Shuffling randomizes execution order to reduce exploitable leakage correlation. A representative shuffling-based design [80] reports an area increase from 18k LUTs to 22k LUTs (22.2% overhead) with modest latency impact. Although shuffling generally offers weaker guarantees than masking and can be vulnerable to multi-trace analysis under sophisticated adversaries [91], it remains a practical option for moderate-security deployments with tight resource budgets.

Practical Recommendations. A pragmatic three-tier deployment model is as follows:

• Consumer IoT: no protection or lightweight shuffling, prioritizing cost.
• Enterprise/financial: first-order masking to balance security and performance.
• Critical infrastructure/government: higher-order masking and/or physical countermeasures (e.g., tamper resistance), accepting substantial overheads.

Based on Table 4, most existing implementations emphasize performance over physical security; this may be appropriate under current deployment assumptions but could prove insufficient as long-term post-quantum adoption expands.

6.5. Open Challenges and Research Gaps

The surveyed literature reveals two critical research gaps that persist in the hardware acceleration landscape for lattice-based cryptography.

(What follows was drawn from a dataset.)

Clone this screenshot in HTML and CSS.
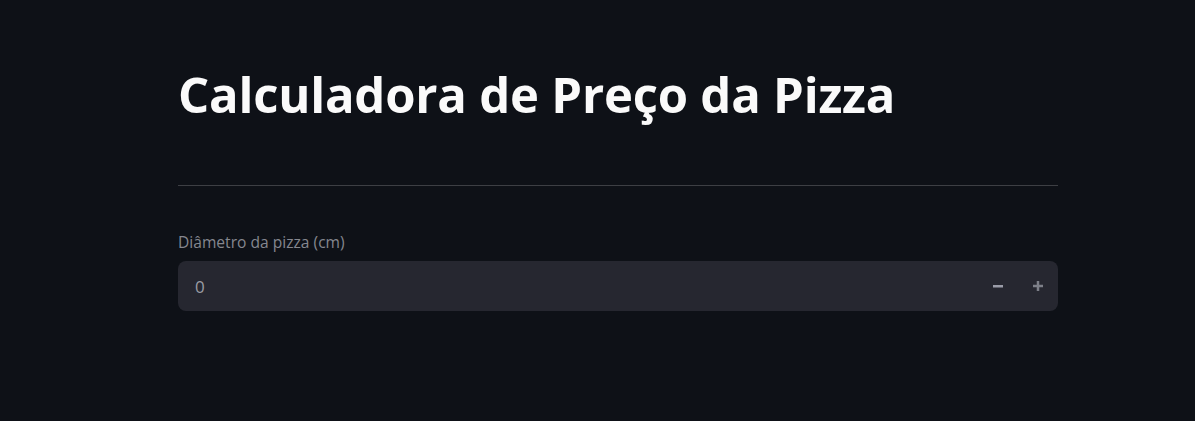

Lack of System-Level Integration Studies. The surveyed literature largely optimizes cryptographic kernels (KeyGen/Encaps/Sign) in isolation, with limited quantification of end-to-end protocol overhead. In practice, protocol-level performance depends on additional components—e.g., certificate chain validation, state-machine handling, DMA transfers, and network round-trips in TLS 1.3—of which accelerator latency is only one contributor. A key research gap is the design and evaluation of complete protocol accelerators that integrate ML-KEM and ML-DSA with protocol state machines, DMA engines, and network interfaces.

Insufficient ASIC Implementation Evidence at Scale. While ASIC results demonstrate compelling energy advantages, the surveyed set contains comparatively few ASIC implementations, and even fewer that report comprehensive, apples-to-apples comparisons across process nodes, operating corners, and realistic system constraints. More open, reproducible ASIC studies—covering memory macros, I/O, physical design closure, and side-channel countermeasures under sign-off assumptions—would materially strengthen the evidence base for deployment-oriented decision making.

7. Conclusions

This survey is an extensive, hardware-oriented review of lattice-based post-quantum cryptographic accelerators, synthesizing representative FPGA and ASIC implementations published between 2020 and 2025 in the NIST standardization context. We present a bibliometric analysis of 20 key works revealing rapid development of the discipline; about 70% of the existing works appeared in 2023–2025, coinciding with the issuance of FIPS 203 and FIPS 204. This concentration reflects a transition from proof-of-concept designs to deployment-oriented hardware architectures.

Performance Evolution and Algorithmic Trends. Algorithm coverage has clear preferences: CRYSTALS-Kyber is the leader with 45% of implementations, followed by CRYSTALS-Dilithium at 30%, while FALCON accounts for only around 5% despite its standardization path. This contrast is the result of architectural compatibility: Kyber’s NTT-based integer arithmetic maps easily to ordinary FPGA and ASIC datapaths, whereas FALCON’s FFT-based and very accurate sampling imposes specialized requirements. For the entire survey period, FPGA-based Kyber accelerators result in an average 3.2× increase of normalized throughput due to developments in NTT scheduling, memory layout, and toolchain maturity. Nevertheless, fundamental trade-offs persist between high-frequency designs (400–500 MHz, 15–25k LUTs) and more generally area-constrained IoT implementations that sacrifice 5–10× throughput to accommodate sub-5k LUT budgets.

Trade-offs: Flexibility, Security, and Cost. Unified multi-algorithm accelerators improved from approximately 5% in 2020–2022 to 15% in 2023–2025, in line with the demand for cryptographic agility and full post-quantum public-key infrastructures on one piece of hardware. This flexibility comes with measurable costs: unified designs usually show 25–55% performance degradation and 35–50% area overhead relative to algorithm-optimized implementations. At the same time, security-oriented research has grown vastly, increasing from 10% to 35% of publications. Strong physical protections are nevertheless costly: first-order masking generally introduces ∼78% area and ∼51% latency overhead, while higher-order masking is not extensively addressed in practical implementations on hardware.

Outlook. Key open issues are (a) the state-of-the-art implementation of advanced-node ASIC suitable for SoC integration, (b) formal verification mechanisms that jointly attend to functional correctness and side-channel security, (c) system-level accelerators for TLS/IPsec rather than isolated kernels, and (d) hardware-efficient FALCON architectures. In the short term (2024–2025), FPGA-based solutions have continued to be appealing for early deployment and specification flexibility. As standards stabilize and production expands, ASIC implementations will become more prevalent, especially after around 2026, and even more so for products greater than ∼50,000 units in which energy efficiency gains of up to 18.7× are reported. Overall, this survey offers a reference point and decision-making process for designing effective, secure, and efficient deployable hardware accelerators in the post-quantum era.